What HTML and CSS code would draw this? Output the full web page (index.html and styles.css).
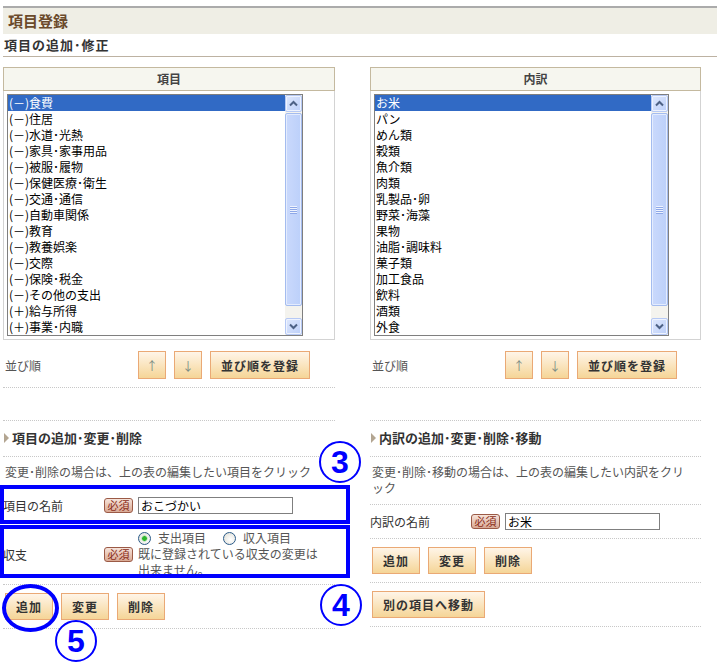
FILE: index.html
```
<!DOCTYPE html>
<html lang="ja">
<head>
	<meta charset="UTF-8">
	<title>項目登録</title>
	<link rel="stylesheet" href="styles.css">
</head>
<body>
	<div class="page">
		<h1 class="page-title">項目登録</h1>
		<h2 class="sub-title">項目の追加･修正</h2>
		<div class="columns">
			<!-- 項目 -->
			<div class="col">
				<div class="list-head">項目</div>
				<div class="list-body">
					<div class="listbox">
						<ul class="options">
							<li class="selected">(－)食費</li>
							<li>(－)住居</li>
							<li>(－)水道･光熱</li>
							<li>(－)家具･家事用品</li>
							<li>(－)被服･履物</li>
							<li>(－)保健医療･衛生</li>
							<li>(－)交通･通信</li>
							<li>(－)自動車関係</li>
							<li>(－)教育</li>
							<li>(－)教養娯楽</li>
							<li>(－)交際</li>
							<li>(－)保険･税金</li>
							<li>(－)その他の支出</li>
							<li>(＋)給与所得</li>
							<li>(＋)事業･内職</li>
						</ul>
						<div class="scrollbar">
							<span class="sb-btn"><svg width="15" height="15" viewBox="0 0 15 15"><path d="M4 9.5 L7.5 6 L11 9.5" fill="none" stroke="#4d6185" stroke-width="2"/></svg></span>
							<span class="sb-thumb"><span class="grip"></span></span>
							<span class="sb-track"></span>
							<span class="sb-btn"><svg width="15" height="15" viewBox="0 0 15 15"><path d="M4 5.5 L7.5 9 L11 5.5" fill="none" stroke="#4d6185" stroke-width="2"/></svg></span>
						</div>
					</div>
				</div>
				<div class="sort-row">
					<span class="sort-label">並び順</span>
					<button class="btn btn-arrow">↑</button>
					<button class="btn btn-arrow">↓</button>
					<button class="btn">並び順を登録</button>
				</div>
				<div class="blank-row"></div>
				<h3 class="sec-title">項目の追加･変更･削除</h3>
				<p class="note">変更･削除の場合は、上の表の編集したい項目をクリック</p>
				<div class="form-row">
					<span class="form-label">項目の名前</span>
					<span class="req">必須</span>
					<input type="text" class="text" value="おこづかい">
				</div>
				<div class="form-row">
					<span class="form-label">収支</span>
					<span class="req">必須</span>
					<div class="form-field">
						<div class="radios">
							<label><span class="radio checked"></span>支出項目</label>
							<label><span class="radio"></span>収入項目</label>
						</div>
						<p class="hint">既に登録されている収支の変更は出来ません。</p>
					</div>
				</div>
				<div class="btn-row">
					<button class="btn">追加</button>
					<button class="btn">変更</button>
					<button class="btn">削除</button>
				</div>
			</div>

			<!-- 内訳 -->
			<div class="col">
				<div class="list-head">内訳</div>
				<div class="list-body">
					<div class="listbox">
						<ul class="options">
							<li class="selected">お米</li>
							<li>パン</li>
							<li>めん類</li>
							<li>穀類</li>
							<li>魚介類</li>
							<li>肉類</li>
							<li>乳製品･卵</li>
							<li>野菜･海藻</li>
							<li>果物</li>
							<li>油脂･調味料</li>
							<li>菓子類</li>
							<li>加工食品</li>
							<li>飲料</li>
							<li>酒類</li>
							<li>外食</li>
						</ul>
						<div class="scrollbar">
							<span class="sb-btn"><svg width="15" height="15" viewBox="0 0 15 15"><path d="M4 9.5 L7.5 6 L11 9.5" fill="none" stroke="#4d6185" stroke-width="2"/></svg></span>
							<span class="sb-thumb"><span class="grip"></span></span>
							<span class="sb-track"></span>
							<span class="sb-btn"><svg width="15" height="15" viewBox="0 0 15 15"><path d="M4 5.5 L7.5 9 L11 5.5" fill="none" stroke="#4d6185" stroke-width="2"/></svg></span>
						</div>
					</div>
				</div>
				<div class="sort-row">
					<span class="sort-label">並び順</span>
					<button class="btn btn-arrow">↑</button>
					<button class="btn btn-arrow">↓</button>
					<button class="btn">並び順を登録</button>
				</div>
				<div class="blank-row"></div>
				<h3 class="sec-title">内訳の追加･変更･削除･移動</h3>
				<p class="note">変更･削除･移動の場合は、上の表の編集したい内訳をクリック</p>
				<div class="form-row">
					<span class="form-label">内訳の名前</span>
					<span class="req">必須</span>
					<input type="text" class="text" value="お米">
				</div>
				<div class="btn-row">
					<button class="btn">追加</button>
					<button class="btn">変更</button>
					<button class="btn">削除</button>
				</div>
				<div class="btn-row">
					<button class="btn">別の項目へ移動</button>
				</div>
			</div>
		</div>

		<!-- 注釈 -->
		<div class="mark-box box-1"></div>
		<div class="mark-box box-2"></div>
		<div class="mark-ring"></div>
		<span class="mark-num num-3">3</span>
		<span class="mark-num num-4">4</span>
		<span class="mark-num num-5">5</span>
	</div>
</body>
</html>
```

FILE: styles.css
```
body {
	margin: 0;
	font-size: 12px;
	font-family: "Noto Sans CJK JP", sans-serif;
	color: #333;
	background: #fff;
}

h1, h2, h3, p, ul, li {
	margin: 0;
	padding: 0;
}

.page {
	position: relative;
	width: 720px;
	height: 670px;
	padding: 6px 3px 0 3px;
	box-sizing: border-box;
}

.page-title {
	height: 26px;
	line-height: 26px;
	padding-left: 5px;
	border-top: 2px solid #ababab;
	background: #efeee5;
	font-size: 15px;
	font-weight: bold;
	color: #6b4a2b;
}

.sub-title {
	padding: 3px 0 3px 1px;
	line-height: 16px;
	border-bottom: 1px solid #bdb2a2;
	font-size: 13px;
	font-weight: bold;
	letter-spacing: 1px;
	color: #333;
}

.columns {
	display: grid;
	grid-template-columns: 332px 331px;
	column-gap: 35px;
	margin-top: 10px;
}

/* 一覧 */
.list-head {
	height: 22px;
	line-height: 22px;
	border: 1px solid #c4b99f;
	background: #f6f6ef;
	text-align: center;
	font-weight: bold;
	color: #444;
}

.list-body {
	padding: 3px 0 3px 3px;
	border: 1px solid #d3d3d3;
	border-top: none;
}

.listbox {
	display: flex;
	width: 296px;
	height: 242px;
	box-sizing: border-box;
	border: 1px solid #7f7f7f;
	background: #fff;
}

.col:last-child .listbox {
	width: 295px;
}

.options {
	flex: 1;
	list-style: none;
	overflow: hidden;
}

.options li {
	height: 16px;
	line-height: 16px;
	padding-left: 1px;
	color: #000;
	white-space: nowrap;
}

.options li.selected {
	background: #316ac5;
	color: #fff;
}

.scrollbar {
	display: flex;
	flex-direction: column;
	width: 17px;
	background: #f4f3ee;
}

.sb-btn {
	display: flex;
	align-items: center;
	justify-content: center;
	height: 17px;
	box-sizing: border-box;
	border: 1px solid #b6c9f5;
	border-radius: 2px;
	background: linear-gradient(135deg, #dfe8fd, #bccff9);
	box-shadow: inset 0 0 0 1px #eef3fe;
}

.sb-thumb {
	display: flex;
	align-items: center;
	justify-content: center;
	height: 193px;
	margin-top: 1px;
	box-sizing: border-box;
	border: 1px solid #a4bcef;
	border-radius: 2px;
	background: linear-gradient(90deg, #cad9fc, #bcd0fa);
	box-shadow: inset 0 0 0 1px #e4ecfe;
}

.grip {
	width: 7px;
	height: 8px;
	background: repeating-linear-gradient(#eef3fe 0 1px, #8ea8e8 1px 2px);
}

.sb-track {
	flex: 1;
}

/* ボタン */
.btn {
	height: 28px;
	padding: 0 10px;
	border: 1px solid #eaa975;
	background: linear-gradient(#fff5e8, #f5d597);
	font-family: "Noto Sans CJK JP", sans-serif;
	font-size: 12px;
	font-weight: bold;
	letter-spacing: 1px;
	color: #333;
	cursor: default;
}

.btn-arrow {
	width: 28px;
	padding: 0;
	font-weight: normal;
	letter-spacing: 0;
	color: #7c8c84;
}

.sort-row {
	display: flex;
	align-items: center;
	gap: 8px;
	padding: 11px 0 8px 0;
	border-bottom: 1px dotted #c8c8c8;
}

.sort-label {
	width: 125px;
	padding-left: 2px;
	color: #555;
}

.blank-row {
	height: 32px;
	border-bottom: 1px dotted #c8c8c8;
}

.sec-title {
	padding: 9px 0 10px 1px;
	line-height: 16px;
	border-bottom: 1px dotted #c8c8c8;
	font-size: 13px;
	font-weight: bold;
	color: #333;
}

.sec-title:before {
	content: "";
	display: inline-block;
	margin-right: 3px;
	border-top: 5px solid transparent;
	border-bottom: 5px solid transparent;
	border-left: 5px solid #b3a591;
}

.note {
	padding: 7px 9px 8px 2px;
	line-height: 16px;
	border-bottom: 1px dotted #c8c8c8;
	color: #555;
}

.form-row {
	display: flex;
	align-items: center;
	padding: 8px 0;
	border-bottom: 1px dotted #c8c8c8;
}

.form-row + .form-row {
	padding: 7px 0 6px 0;
}

.form-label {
	width: 101px;
	color: #333;
}

.req {
	width: 29px;
	height: 15px;
	margin-right: 5px;
	box-sizing: border-box;
	border: 1px solid #9b5a46;
	border-radius: 3px;
	background: linear-gradient(#f6e3da, #d9a994);
	font-size: 11px;
	line-height: 13px;
	text-align: center;
	color: #8a2c18;
}

.text {
	width: 155px;
	height: 17px;
	padding: 0 2px;
	box-sizing: border-box;
	border: 1px solid #7f7f7f;
	font-family: "Noto Sans CJK JP", sans-serif;
	font-size: 12px;
	color: #000;
}

.form-field {
	width: 186px;
	line-height: 16px;
	color: #555;
}

.radios {
	display: flex;
	gap: 17px;
}

.radios label {
	display: flex;
	align-items: center;
	gap: 7px;
}

.radio {
	width: 13px;
	height: 13px;
	box-sizing: border-box;
	border: 1px solid #2a5a88;
	border-radius: 50%;
	background: radial-gradient(circle at 60% 60%, #fff, #dcdcd4);
}

.radio.checked {
	background: radial-gradient(circle, #2fb52f 0 2px, #9bd89b 2.5px, transparent 3.5px), radial-gradient(circle at 60% 60%, #fff, #dcdcd4);
}

.btn-row {
	display: flex;
	gap: 8px;
	padding: 8px 0 8px 2px;
	border-bottom: 1px dotted #c8c8c8;
}

.btn-row .btn {
	height: 27px;
}

/* 注釈 */
.mark-box {
	position: absolute;
	left: 0;
	width: 350px;
	box-sizing: border-box;
	border: 4px solid #0000ff;
}

.box-1 {
	top: 485px;
	height: 39px;
}

.box-2 {
	top: 525px;
	height: 53px;
}

.mark-ring {
	position: absolute;
	left: 2px;
	top: 584px;
	width: 57px;
	height: 48px;
	box-sizing: border-box;
	border: 4px solid #0000ff;
	border-radius: 50%;
}

.mark-num {
	position: absolute;
	width: 42px;
	height: 42px;
	box-sizing: border-box;
	border: 2px solid #0000ff;
	border-radius: 50%;
	background: #fff;
	font-family: "Liberation Sans", sans-serif;
	font-size: 32px;
	font-weight: bold;
	line-height: 38px;
	text-align: center;
	color: #0000ff;
}

.num-3 {
	left: 319px;
	top: 441px;
}

.num-4 {
	left: 320px;
	top: 584px;
}

.num-5 {
	left: 55px;
	top: 620px;
}
```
▬▬▬▬▬▬
### Exercise details
Count the lines of the listing above that include the word "index" and state the total with nothing else.

### Task answer
2